There are scattered Trump allies who share some of his instincts and aversion to foreign intervention, such as Sen. Rand Paul (R-Ky.), who has followed in the path of his father, Ron Paul, the retired Texas congressman and libertarian-leaning presidential candidate. On Tuesday, the younger Paul introduced legislation to stop “endless war” in Afghanistan and bring home U.S. troops.

At right-wing think tanks and in the community of Republican foreign policy specialists, hearty echoes of Trump are scarce.

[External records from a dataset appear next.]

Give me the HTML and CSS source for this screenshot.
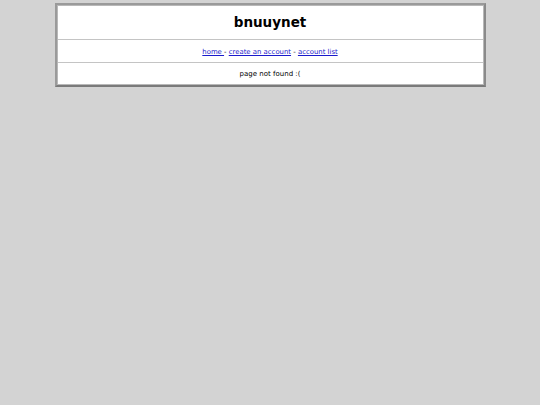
FILE: index.html
```html
<!DOCTYPE html>
<html>
<head>
<meta charset="utf-8">
<title>bnuuynet</title>
<link rel="stylesheet" href="styles.css">
</head>
<body>
<div class="box">
  <div class="row head"><h1 class="title">bnuuynet</h1></div>
  <div class="row nav"><a href="#">home </a> - <a href="#">create an account</a> - <a href="#">account list</a></div>
  <div class="row main">page not found :(</div>
</div>
</body>
</html>
```
FILE: styles.css
```css
html, body {
  margin: 0;
  padding: 0;
  background: #d3d3d3;
}
body {
  font-family: "DejaVu Sans", Verdana, sans-serif;
  color: #000;
  padding-top: 3px;
}
.box {
  width: 427px;
  margin: 0 auto;
  background: #fff;
  border-style: solid;
  border-width: 2px;
  border-color: #9a9a9a #8a8a8a #7a7a7a #9a9a9a;
  outline: 1px solid #b8b8b8;
  outline-offset: -3px;
}
.row {
  text-align: center;
  border-top: 1px solid #c4c4c4;
}
.row:first-child {
  border-top: none;
}
.head {
  height: 34px;
  display: flex;
  align-items: center;
  justify-content: center;
}
.title {
  margin: 0;
  font-size: 13.5px;
  font-weight: bold;
}
.nav, .main {
  font-size: 7px;
  height: 22px;
  line-height: 22px;
}
.nav {
  line-height: 24px;
  font-size: 6.9px;
}
.nav a {
  color: #1a1acc;
}
```
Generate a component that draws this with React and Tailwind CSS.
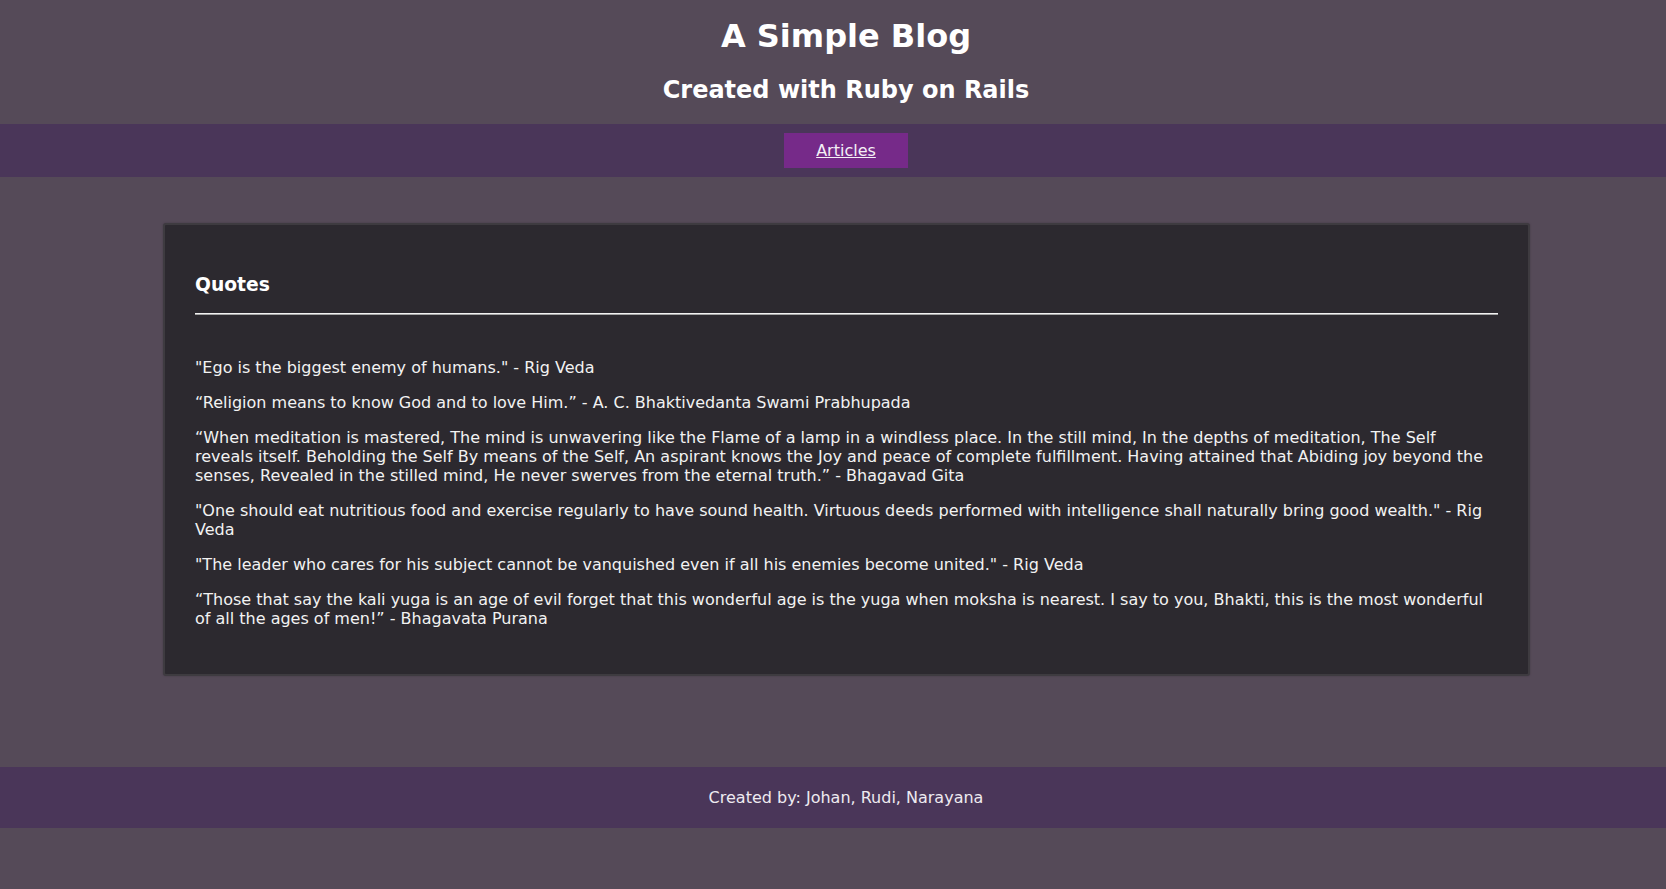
const quotes = [
  '"Ego is the biggest enemy of humans." - Rig Veda',
  '“Religion means to know God and to love Him.” - A. C. Bhaktivedanta Swami Prabhupada',
  '“When meditation is mastered, The mind is unwavering like the Flame of a lamp in a windless place. In the still mind, In the depths of meditation, The Self reveals itself. Beholding the Self By means of the Self, An aspirant knows the Joy and peace of complete fulfillment. Having attained that Abiding joy beyond the senses, Revealed in the stilled mind, He never swerves from the eternal truth.” - Bhagavad Gita',
  '"One should eat nutritious food and exercise regularly to have sound health. Virtuous deeds performed with intelligence shall naturally bring good wealth." - Rig Veda',
  '"The leader who cares for his subject cannot be vanquished even if all his enemies become united." - Rig Veda',
  '“Those that say the kali yuga is an age of evil forget that this wonderful age is the yuga when moksha is nearest. I say to you, Bhakti, this is the most wonderful of all the ages of men!” - Bhagavata Purana',
];

export default function App() {
  return (
    <div className="min-h-screen w-full overflow-hidden bg-[#554a58] text-white font-['DejaVu_Sans',sans-serif] leading-[normal]">
      <div className="w-[1692px]">
        {/* Header */}
        <header className="pt-[17px] pb-[20px] text-center">
          <h1 className="text-[32px] font-bold leading-[normal]">A Simple Blog</h1>
          <h2 className="mt-[21px] text-[24px] font-bold leading-[normal]">Created with Ruby on Rails</h2>
        </header>

        {/* Nav */}
        <nav className="flex justify-center bg-[#4a3659] py-[9px]">
          <a href="#" className="bg-[#762a89] px-8 py-2 text-base leading-[19px] text-[#f4f0f6] underline">
            Articles
          </a>
        </nav>

        {/* Quotes card */}
        <main className="mt-[46px]">
          <div className="ml-[163px] w-[1367px] rounded-[3px] border-2 border-[#3e3b40] bg-[#2c292f] px-[30px] pt-[49px] pb-[46px] shadow-[0_0_2px_rgba(0,0,0,0.25)]">
            <h3 className="text-[18.72px] font-bold leading-[normal]">Quotes</h3>
            <div className="mt-[18px] border-t border-b border-t-[#f2f2f2] border-b-[#a5a5a5]" />
            <div className="mt-[43px] space-y-4 text-base leading-[normal] text-[#f2f2f2]">
              {quotes.map((q, i) => (
                <p key={i}>{q}</p>
              ))}
            </div>
          </div>
        </main>

        {/* Footer */}
        <footer className="mt-[91px] bg-[#4a3659] py-[21px] text-center text-base leading-[normal] text-[#eeeaf0]">
          Created by: Johan, Rudi, Narayana
        </footer>
      </div>
    </div>
  );
}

“The White House has a really good messenger in Donald Trump but beyond that hasn’t developed a cadre of supporters” to rally behind him on foreign policy on television, said Trump friend and Newsmax chief executive Christopher Ruddy.

GOP anxiety over Trump’s behavior annoys hawkish Johns Hopkins University foreign policy scholar Eliot Cohen, an adviser to Condoleezza Rice during the George W. Bush administration and a fierce Trump critic.

“There is no excuse now for people to say ‘Oh, me, oh, my’ and ‘tut-tut’ and ‘I can’t believe that he would do that,’ ” said Cohen, who helped lead a revolt of seasoned Republican national security specialists in 2016. “His character was absolutely clear, and I don’t think you can work directly for this man and keep your character.”